Trump’s deputies are pushing hard against the migrant-victim theme and are emphasizing the economic-migrant perspective. “The removal of actual family units, or those posing as family units, has been made virtually impossible by congressional inaction, which will most likely result in record numbers of families arriving illegally in the United States this year,” said Katie Waldman, a spokeswoman for the Department of Homeland Security.
Overall, the Washington-imposed economic policy of economic growth via legal immigration and illegal migration shifts wealth from young people towards older people by flooding the market with cheap white-collar and blue-collar foreign labor.

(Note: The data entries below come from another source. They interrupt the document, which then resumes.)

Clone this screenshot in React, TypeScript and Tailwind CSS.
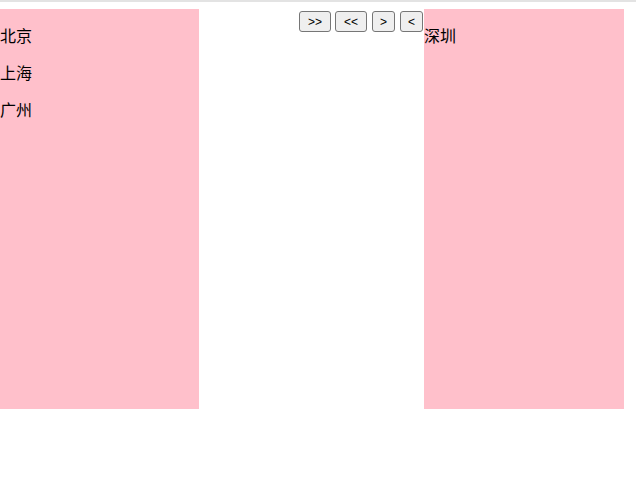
import React from 'react';

const leftCities = ['北京', '上海', '广州'];
const rightCities = ['深圳'];

const buttons = [
  { label: '>>', w: 'w-[32px]', ml: 'ml-0' },
  { label: '<<', w: 'w-[32px]', ml: 'ml-[4px]' },
  { label: '>', w: 'w-[23px]', ml: 'ml-[5px]' },
  { label: '<', w: 'w-[23px]', ml: 'ml-[5px]' },
];

const CityBox = ({ items, w }: { items: string[]; w: string }) => (
  <div className={`${w} h-[400px] mt-[7px] bg-[#ffc0cb] pt-[16px] shrink-0`}>
    {items.map((city) => (
      <p key={city} className="text-[16px] leading-[21px] mb-[16px] text-black">
        {city}
      </p>
    ))}
  </div>
);

export default function App() {
  return (
    <div
      className="w-[636px] h-[500px] bg-white"
      style={{ fontFamily: '"Noto Sans CJK SC", "Liberation Sans", sans-serif' }}
    >
      <div className="h-[2px] bg-[#e3e3e3]" />
      <div className="flex items-start">
        <CityBox items={leftCities} w="w-[199px]" />
        <div className="w-[100px] shrink-0" />
        <div className="flex items-center mt-[9px] w-[125px] shrink-0">
          {buttons.map((b) => (
            <button
              key={b.label}
              className={`${b.w} ${b.ml} h-[21px] border border-[#767676] bg-[#efefef] rounded-[3px] text-[12px] text-black flex items-center justify-center shrink-0`}
              style={{ fontFamily: '"Liberation Sans", Arial, sans-serif' }}
            >
              {b.label}
            </button>
          ))}
        </div>
        <CityBox items={rightCities} w="w-[200px]" />
      </div>
    </div>
  );
}
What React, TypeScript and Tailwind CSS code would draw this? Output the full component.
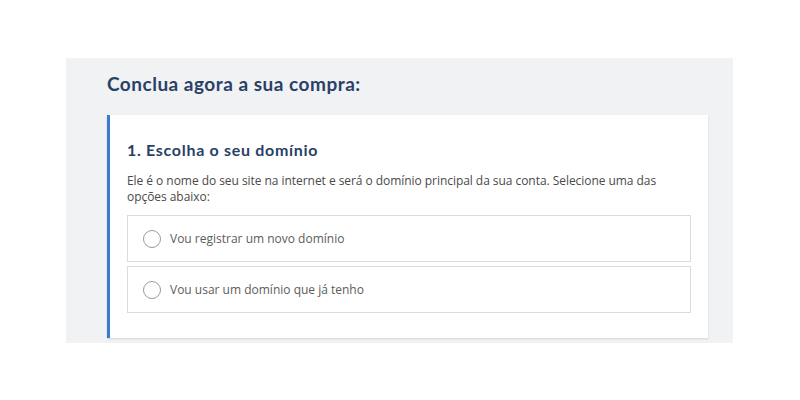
export default function App() {
  return (
    <div className="h-[400px] w-[800px] bg-white pt-[58px] pl-[66px] font-['Lato',sans-serif]">
      <section className="h-[285px] w-[667px] bg-[#f1f2f4] pl-[41px] pr-[25px] pt-[14px]">
        <h1 className="text-[19px] font-bold leading-[24px] tracking-[0.5px] text-[#2a3f66]">
          Conclua agora a sua compra:
        </h1>

        <div className="mt-[19px] h-[223px] border-l-[3px] border-[#3b7cd3] bg-white pl-[17px] pr-[17px] pt-[25px] shadow-[0_1px_2px_rgba(0,0,0,0.12)]">
          <h2 className="text-[16px] font-bold leading-[20px] tracking-[0.7px] text-[#2a3f66]">
            1. Escolha o seu domínio
          </h2>
          <p className="mt-[13px] font-['Open_Sans',sans-serif] text-[12px] leading-[16px] tracking-[-0.05px] text-[#4a4a4a]">
            Ele é o nome do seu site na internet e será o domínio principal da sua conta. Selecione uma das
            <br />
            opções abaixo:
          </p>

          <div className="mt-[10px] flex flex-col gap-[4px]">
            <Option label="Vou registrar um novo domínio" />
            <Option label="Vou usar um domínio que já tenho" />
          </div>
        </div>
      </section>
    </div>
  );
}

function Option({ label }: { label: string }) {
  return (
    <label className="flex h-[47px] items-center gap-[9px] border border-[#dcdcdc] bg-white pl-[15px]">
      <span className="h-[18px] w-[18px] rounded-full border border-[#9a9a9a] bg-white" />
      <span className="font-['Open_Sans',sans-serif] text-[12px] text-[#5c5c5c]">{label}</span>
    </label>
  );
}
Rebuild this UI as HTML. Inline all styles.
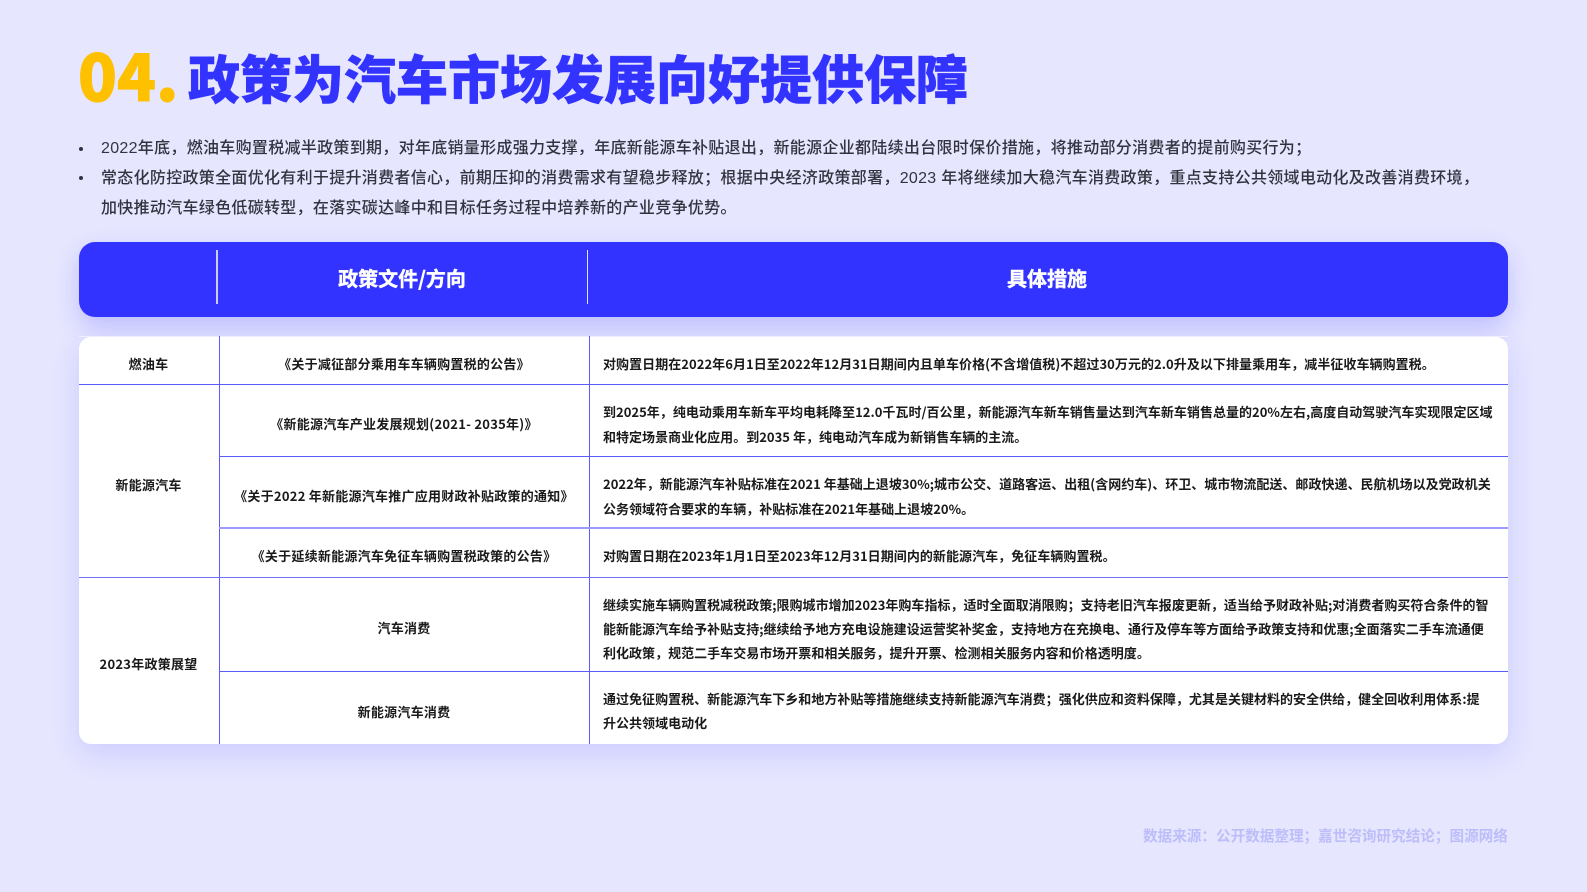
<!DOCTYPE html>
<html lang="zh-CN">
<head>
<meta charset="utf-8">
<style>
html,body{margin:0;padding:0;width:1587px;height:892px;overflow:hidden;background:#E6E6FF;}
body{position:relative;font-family:"Liberation Sans","Noto Sans CJK SC",sans-serif;}
.a{position:absolute;white-space:nowrap;}
.b{position:absolute;white-space:nowrap;line-height:20px;height:20px;font-size:16px;letter-spacing:.3px;color:#33333f;left:101px;font-weight:500;}
.dot{position:absolute;width:4px;height:4px;border-radius:50%;background:#33333f;left:79px;}
.t{position:absolute;white-space:nowrap;line-height:20px;height:20px;font-family:"Noto Sans CJK SC",sans-serif;font-size:13px;font-weight:700;color:#1a1a1a;letter-spacing:.02px;}
.c{transform:translateX(-50%);letter-spacing:.25px;}
.h{position:absolute;background:#5b5bff;height:1px;}
.v{position:absolute;background:#5b5bff;width:1px;}
</style>
</head>
<body>
<div class="a" style="left:78px;top:29px;font:900 64px/90px 'Noto Sans CJK SC',sans-serif;color:#FFC000;-webkit-text-stroke:1px #FFC000;">04.</div>
<div class="a" style="left:188px;top:38px;font:900 52px/78px 'Noto Sans CJK SC',sans-serif;color:#3333FF;-webkit-text-stroke:.5px #3333FF;">政策为汽车市场发展向好提供保障</div>

<div class="dot" style="top:147px"></div>
<div class="dot" style="top:176px"></div>
<div class="b" style="top:138.5px;">2022年底，燃油车购置税减半政策到期，对年底销量形成强力支撑，年底新能源车补贴退出，新能源企业都陆续出台限时保价措施，将推动部分消费者的提前购买行为；</div>
<div class="b" style="top:169px;">常态化防控政策全面优化有利于提升消费者信心，前期压抑的消费需求有望稳步释放；根据中央经济政策部署，2023 年将继续加大稳汽车消费政策，重点支持公共领域电动化及改善消费环境，</div>
<div class="b" style="top:199px;">加快推动汽车绿色低碳转型，在落实碳达峰中和目标任务过程中培养新的产业竞争优势。</div>

<div class="a" style="left:79px;top:242px;width:1429px;height:75px;border-radius:16px;background:#3333FF;box-shadow:0 10px 24px rgba(51,51,255,.22);"></div>
<div class="a" style="left:216px;top:250px;width:1.5px;height:54px;background:rgba(255,255,255,.75);"></div>
<div class="a" style="left:587px;top:250px;width:1px;height:54px;background:rgba(255,255,255,.85);"></div>
<div class="a c" style="left:402px;top:263px;font:700 20px/30px 'Noto Sans CJK SC',sans-serif;color:#fff;-webkit-text-stroke:.4px #fff;letter-spacing:0;">政策文件/方向</div>
<div class="a c" style="left:1047px;top:263px;font:700 20px/30px 'Noto Sans CJK SC',sans-serif;color:#fff;-webkit-text-stroke:.4px #fff;letter-spacing:0;">具体措施</div>

<div class="a" style="left:79px;top:335.5px;width:1429px;height:1px;background:#f4f4ff;"></div>
<div class="a" style="left:79px;top:336.5px;width:1429px;height:407.5px;border-radius:12px;background:#fff;box-shadow:0 10px 30px rgba(51,51,255,.14);"></div>

<div class="v" style="left:219px;top:336px;height:408px;"></div>
<div class="v" style="left:589px;top:336px;height:408px;"></div>
<div class="h" style="left:79px;top:384px;width:1429px;"></div>
<div class="h" style="left:219px;top:456px;width:1289px;"></div>
<div class="h" style="left:219px;top:527px;width:1289px;height:2px;background:#9a9aff;"></div>
<div class="h" style="left:79px;top:577px;width:1429px;background:#7272f5;"></div>
<div class="h" style="left:219px;top:671px;width:1289px;"></div>

<div class="t c" style="left:148.5px;top:353.5px;">燃油车</div>
<div class="t c" style="left:148.5px;top:474.5px;">新能源汽车</div>
<div class="t c" style="left:148.5px;top:654px;">2023年政策展望</div>

<div class="t c" style="left:404px;top:353.5px;">《关于减征部分乘用车车辆购置税的公告》</div>
<div class="t c" style="left:404px;top:414px;">《新能源汽车产业发展规划(2021- 2035年)》</div>
<div class="t c" style="left:404px;top:486px;">《关于2022 年新能源汽车推广应用财政补贴政策的通知》</div>
<div class="t c" style="left:404px;top:546px;">《关于延续新能源汽车免征车辆购置税政策的公告》</div>
<div class="t c" style="left:404px;top:618px;">汽车消费</div>
<div class="t c" style="left:404px;top:701.5px;">新能源汽车消费</div>

<div class="t" style="left:603px;top:353.5px;letter-spacing:.05px;">对购置日期在2022年6月1日至2022年12月31日期间内且单车价格(不含增值税)不超过30万元的2.0升及以下排量乘用车，减半征收车辆购置税。</div>
<div class="t" style="left:603px;top:402px;">到2025年，纯电动乘用车新车平均电耗降至12.0千瓦时/百公里，新能源汽车新车销售量达到汽车新车销售总量的20%左右,高度自动驾驶汽车实现限定区域</div>
<div class="t" style="left:603px;top:426.5px;">和特定场景商业化应用。到2035 年，纯电动汽车成为新销售车辆的主流。</div>
<div class="t" style="left:603px;top:474px;">2022年，新能源汽车补贴标准在2021 年基础上退坡30%;城市公交、道路客运、出租(含网约车)、环卫、城市物流配送、邮政快递、民航机场以及党政机关</div>
<div class="t" style="left:603px;top:498.5px;">公务领域符合要求的车辆，补贴标准在2021年基础上退坡20%。</div>
<div class="t" style="left:603px;top:546px;letter-spacing:.05px;">对购置日期在2023年1月1日至2023年12月31日期间内的新能源汽车，免征车辆购置税。</div>
<div class="t" style="left:603px;top:594.5px;">继续实施车辆购置税减税政策;限购城市增加2023年购车指标，适时全面取消限购；支持老旧汽车报废更新，适当给予财政补贴;对消费者购买符合条件的智</div>
<div class="t" style="left:603px;top:618.5px;">能新能源汽车给予补贴支持;继续给予地方充电设施建设运营奖补奖金，支持地方在充换电、通行及停车等方面给予政策支持和优惠;全面落实二手车流通便</div>
<div class="t" style="left:603px;top:642.5px;">利化政策，规范二手车交易市场开票和相关服务，提升开票、检测相关服务内容和价格透明度。</div>
<div class="t" style="left:603px;top:689px;">通过免征购置税、新能源汽车下乡和地方补贴等措施继续支持新能源汽车消费；强化供应和资料保障，尤其是关键材料的安全供给，健全回收利用体系:提</div>
<div class="t" style="left:603px;top:713px;">升公共领域电动化</div>

<div class="a" style="left:1143px;top:826px;font:700 14.6px/20px 'Noto Sans CJK SC',sans-serif;color:#BDBDFA;">数据来源：公开数据整理；嘉世咨询研究结论；图源网络</div>
</body>
</html>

That flood of outside labor spikes profits and Wall Street values by cutting salaries for manual and skilled labor offered by blue-collar and white-collar employees. The policy also drives up real estate prices, widens wealth-gaps, reduces high-tech investment, increases state and local tax burdens, hurts kids’ schools and college education, pushes Americans away from high-tech careers, and sidelines at least 5 million marginalized Americans and their families, including many who are now struggling with opioid addictions.
Immigration also pulls investment and wealth away from heartland states because coastal investors can more easily hire and supervise the large immigrant populations living in the coastal states.